What you are asked to do -
Exactly as written, quote every line that follows, skipping the images.

────────────────

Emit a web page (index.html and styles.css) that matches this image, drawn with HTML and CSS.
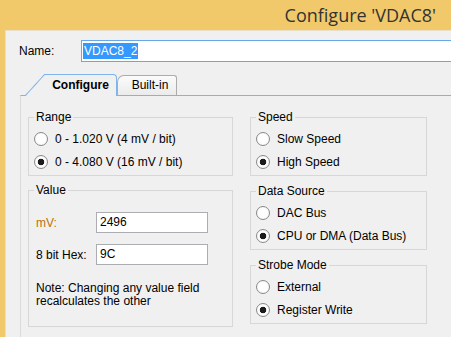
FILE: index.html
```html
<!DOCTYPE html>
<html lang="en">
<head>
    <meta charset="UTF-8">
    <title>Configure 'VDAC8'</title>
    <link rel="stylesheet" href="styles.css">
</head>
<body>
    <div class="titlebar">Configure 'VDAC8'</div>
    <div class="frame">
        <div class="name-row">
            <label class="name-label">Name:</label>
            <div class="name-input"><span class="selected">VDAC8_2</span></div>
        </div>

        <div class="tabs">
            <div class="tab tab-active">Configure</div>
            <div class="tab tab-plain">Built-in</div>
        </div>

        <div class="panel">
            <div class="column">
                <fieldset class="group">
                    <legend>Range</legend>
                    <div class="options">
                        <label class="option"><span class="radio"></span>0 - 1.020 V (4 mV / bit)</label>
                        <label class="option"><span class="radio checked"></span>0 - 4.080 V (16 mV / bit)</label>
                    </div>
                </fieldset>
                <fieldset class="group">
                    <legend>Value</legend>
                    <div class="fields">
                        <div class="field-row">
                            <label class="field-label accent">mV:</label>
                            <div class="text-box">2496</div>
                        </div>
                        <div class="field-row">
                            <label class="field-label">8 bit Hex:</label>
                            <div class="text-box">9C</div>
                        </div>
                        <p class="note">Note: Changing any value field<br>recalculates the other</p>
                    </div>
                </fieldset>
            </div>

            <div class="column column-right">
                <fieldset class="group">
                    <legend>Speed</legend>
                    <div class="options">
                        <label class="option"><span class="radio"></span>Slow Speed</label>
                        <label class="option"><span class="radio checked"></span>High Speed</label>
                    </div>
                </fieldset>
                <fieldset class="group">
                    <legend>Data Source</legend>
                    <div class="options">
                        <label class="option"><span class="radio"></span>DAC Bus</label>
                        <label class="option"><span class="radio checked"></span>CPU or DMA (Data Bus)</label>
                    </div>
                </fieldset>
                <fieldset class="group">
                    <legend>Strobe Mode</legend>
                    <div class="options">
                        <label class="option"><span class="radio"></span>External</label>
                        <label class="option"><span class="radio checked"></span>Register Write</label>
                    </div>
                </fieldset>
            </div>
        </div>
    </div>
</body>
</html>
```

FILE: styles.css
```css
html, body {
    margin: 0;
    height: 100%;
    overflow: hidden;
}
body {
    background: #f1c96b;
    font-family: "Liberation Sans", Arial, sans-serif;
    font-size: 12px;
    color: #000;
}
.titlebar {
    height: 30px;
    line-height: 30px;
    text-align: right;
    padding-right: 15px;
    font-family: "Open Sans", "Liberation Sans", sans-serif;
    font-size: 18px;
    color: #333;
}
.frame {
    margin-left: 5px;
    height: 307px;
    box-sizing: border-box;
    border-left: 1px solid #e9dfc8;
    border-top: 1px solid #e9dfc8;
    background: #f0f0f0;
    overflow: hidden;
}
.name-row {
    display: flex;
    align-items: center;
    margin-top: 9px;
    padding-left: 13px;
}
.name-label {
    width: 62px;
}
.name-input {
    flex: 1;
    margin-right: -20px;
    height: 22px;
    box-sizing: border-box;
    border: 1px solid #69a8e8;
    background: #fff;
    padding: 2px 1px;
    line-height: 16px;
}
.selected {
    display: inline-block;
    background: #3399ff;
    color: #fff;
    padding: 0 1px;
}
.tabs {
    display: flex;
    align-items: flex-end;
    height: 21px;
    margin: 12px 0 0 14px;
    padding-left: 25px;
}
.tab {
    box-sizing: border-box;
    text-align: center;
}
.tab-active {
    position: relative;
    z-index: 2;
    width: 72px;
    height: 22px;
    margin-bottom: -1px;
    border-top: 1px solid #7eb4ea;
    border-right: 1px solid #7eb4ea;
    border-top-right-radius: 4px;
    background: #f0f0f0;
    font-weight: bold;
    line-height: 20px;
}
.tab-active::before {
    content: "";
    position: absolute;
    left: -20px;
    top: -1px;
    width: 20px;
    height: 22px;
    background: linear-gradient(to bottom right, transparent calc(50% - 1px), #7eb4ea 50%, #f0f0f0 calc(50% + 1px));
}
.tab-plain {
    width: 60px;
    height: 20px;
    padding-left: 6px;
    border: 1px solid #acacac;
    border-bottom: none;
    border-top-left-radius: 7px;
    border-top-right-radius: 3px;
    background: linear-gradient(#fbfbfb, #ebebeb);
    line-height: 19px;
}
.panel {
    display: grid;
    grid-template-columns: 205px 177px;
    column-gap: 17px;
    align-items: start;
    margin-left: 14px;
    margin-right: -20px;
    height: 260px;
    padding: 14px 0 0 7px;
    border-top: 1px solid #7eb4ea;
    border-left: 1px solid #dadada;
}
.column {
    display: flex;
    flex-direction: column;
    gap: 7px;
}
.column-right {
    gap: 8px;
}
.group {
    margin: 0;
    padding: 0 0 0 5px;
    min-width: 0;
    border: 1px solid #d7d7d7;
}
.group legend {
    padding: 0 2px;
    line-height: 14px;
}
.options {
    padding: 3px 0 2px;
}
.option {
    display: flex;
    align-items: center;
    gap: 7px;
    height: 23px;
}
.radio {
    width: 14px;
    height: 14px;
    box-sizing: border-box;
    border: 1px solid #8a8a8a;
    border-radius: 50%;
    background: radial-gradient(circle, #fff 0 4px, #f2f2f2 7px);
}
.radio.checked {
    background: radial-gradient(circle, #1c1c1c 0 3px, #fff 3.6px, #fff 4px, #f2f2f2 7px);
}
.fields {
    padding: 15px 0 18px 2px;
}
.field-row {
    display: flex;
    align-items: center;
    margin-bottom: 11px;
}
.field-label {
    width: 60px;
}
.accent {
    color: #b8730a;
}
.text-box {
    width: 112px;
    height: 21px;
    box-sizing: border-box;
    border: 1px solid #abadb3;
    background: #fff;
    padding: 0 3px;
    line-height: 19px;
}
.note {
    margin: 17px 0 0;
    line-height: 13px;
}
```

────────────────

Correct response -
Emit a web page (index.html and styles.css) that matches this image, drawn with HTML and CSS.
FILE: index.html
```html
<!DOCTYPE html>
<html lang="en">
<head>
    <meta charset="UTF-8">
    <title>Configure 'VDAC8'</title>
    <link rel="stylesheet" href="styles.css">
</head>
<body>
    <div class="titlebar">Configure 'VDAC8'</div>
    <div class="frame">
        <div class="name-row">
            <label class="name-label">Name:</label>
            <div class="name-input"><span class="selected">VDAC8_2</span></div>
        </div>

        <div class="tabs">
            <div class="tab tab-active">Configure</div>
            <div class="tab tab-plain">Built-in</div>
        </div>

        <div class="panel">
            <div class="column">
                <fieldset class="group">
                    <legend>Range</legend>
                    <div class="options">
                        <label class="option"><span class="radio"></span>0 - 1.020 V (4 mV / bit)</label>
                        <label class="option"><span class="radio checked"></span>0 - 4.080 V (16 mV / bit)</label>
                    </div>
                </fieldset>
                <fieldset class="group">
                    <legend>Value</legend>
                    <div class="fields">
                        <div class="field-row">
                            <label class="field-label accent">mV:</label>
                            <div class="text-box">2496</div>
                        </div>
                        <div class="field-row">
                            <label class="field-label">8 bit Hex:</label>
                            <div class="text-box">9C</div>
                        </div>
                        <p class="note">Note: Changing any value field<br>recalculates the other</p>
                    </div>
                </fieldset>
            </div>

            <div class="column column-right">
                <fieldset class="group">
                    <legend>Speed</legend>
                    <div class="options">
                        <label class="option"><span class="radio"></span>Slow Speed</label>
                        <label class="option"><span class="radio checked"></span>High Speed</label>
                    </div>
                </fieldset>
                <fieldset class="group">
                    <legend>Data Source</legend>
                    <div class="options">
                        <label class="option"><span class="radio"></span>DAC Bus</label>
                        <label class="option"><span class="radio checked"></span>CPU or DMA (Data Bus)</label>
                    </div>
                </fieldset>
                <fieldset class="group">
                    <legend>Strobe Mode</legend>
                    <div class="options">
                        <label class="option"><span class="radio"></span>External</label>
                        <label class="option"><span class="radio checked"></span>Register Write</label>
                    </div>
                </fieldset>
            </div>
        </div>
    </div>
</body>
</html>
```

FILE: styles.css
```css
html, body {
    margin: 0;
    height: 100%;
    overflow: hidden;
}
body {
    background: #f1c96b;
    font-family: "Liberation Sans", Arial, sans-serif;
    font-size: 12px;
    color: #000;
}
.titlebar {
    height: 30px;
    line-height: 30px;
    text-align: right;
    padding-right: 15px;
    font-family: "Open Sans", "Liberation Sans", sans-serif;
    font-size: 18px;
    color: #333;
}
.frame {
    margin-left: 5px;
    height: 307px;
    box-sizing: border-box;
    border-left: 1px solid #e9dfc8;
    border-top: 1px solid #e9dfc8;
    background: #f0f0f0;
    overflow: hidden;
}
.name-row {
    display: flex;
    align-items: center;
    margin-top: 9px;
    padding-left: 13px;
}
.name-label {
    width: 62px;
}
.name-input {
    flex: 1;
    margin-right: -20px;
    height: 22px;
    box-sizing: border-box;
    border: 1px solid #69a8e8;
    background: #fff;
    padding: 2px 1px;
    line-height: 16px;
}
.selected {
    display: inline-block;
    background: #3399ff;
    color: #fff;
    padding: 0 1px;
}
.tabs {
    display: flex;
    align-items: flex-end;
    height: 21px;
    margin: 12px 0 0 14px;
    padding-left: 25px;
}
.tab {
    box-sizing: border-box;
    text-align: center;
}
.tab-active {
    position: relative;
    z-index: 2;
    width: 72px;
    height: 22px;
    margin-bottom: -1px;
    border-top: 1px solid #7eb4ea;
    border-right: 1px solid #7eb4ea;
    border-top-right-radius: 4px;
    background: #f0f0f0;
    font-weight: bold;
    line-height: 20px;
}
.tab-active::before {
    content: "";
    position: absolute;
    left: -20px;
    top: -1px;
    width: 20px;
    height: 22px;
    background: linear-gradient(to bottom right, transparent calc(50% - 1px), #7eb4ea 50%, #f0f0f0 calc(50% + 1px));
}
.tab-plain {
    width: 60px;
    height: 20px;
    padding-left: 6px;
    border: 1px solid #acacac;
    border-bottom: none;
    border-top-left-radius: 7px;
    border-top-right-radius: 3px;
    background: linear-gradient(#fbfbfb, #ebebeb);
    line-height: 19px;
}
.panel {
    display: grid;
    grid-template-columns: 205px 177px;
    column-gap: 17px;
    align-items: start;
    margin-left: 14px;
    margin-right: -20px;
    height: 260px;
    padding: 14px 0 0 7px;
    border-top: 1px solid #7eb4ea;
    border-left: 1px solid #dadada;
}
.column {
    display: flex;
    flex-direction: column;
    gap: 7px;
}
.column-right {
    gap: 8px;
}
.group {
    margin: 0;
    padding: 0 0 0 5px;
    min-width: 0;
    border: 1px solid #d7d7d7;
}
.group legend {
    padding: 0 2px;
    line-height: 14px;
}
.options {
    padding: 3px 0 2px;
}
.option {
    display: flex;
    align-items: center;
    gap: 7px;
    height: 23px;
}
.radio {
    width: 14px;
    height: 14px;
    box-sizing: border-box;
    border: 1px solid #8a8a8a;
    border-radius: 50%;
    background: radial-gradient(circle, #fff 0 4px, #f2f2f2 7px);
}
.radio.checked {
    background: radial-gradient(circle, #1c1c1c 0 3px, #fff 3.6px, #fff 4px, #f2f2f2 7px);
}
.fields {
    padding: 15px 0 18px 2px;
}
.field-row {
    display: flex;
    align-items: center;
    margin-bottom: 11px;
}
.field-label {
    width: 60px;
}
.accent {
    color: #b8730a;
}
.text-box {
    width: 112px;
    height: 21px;
    box-sizing: border-box;
    border: 1px solid #abadb3;
    background: #fff;
    padding: 0 3px;
    line-height: 19px;
}
.note {
    margin: 17px 0 0;
    line-height: 13px;
}
```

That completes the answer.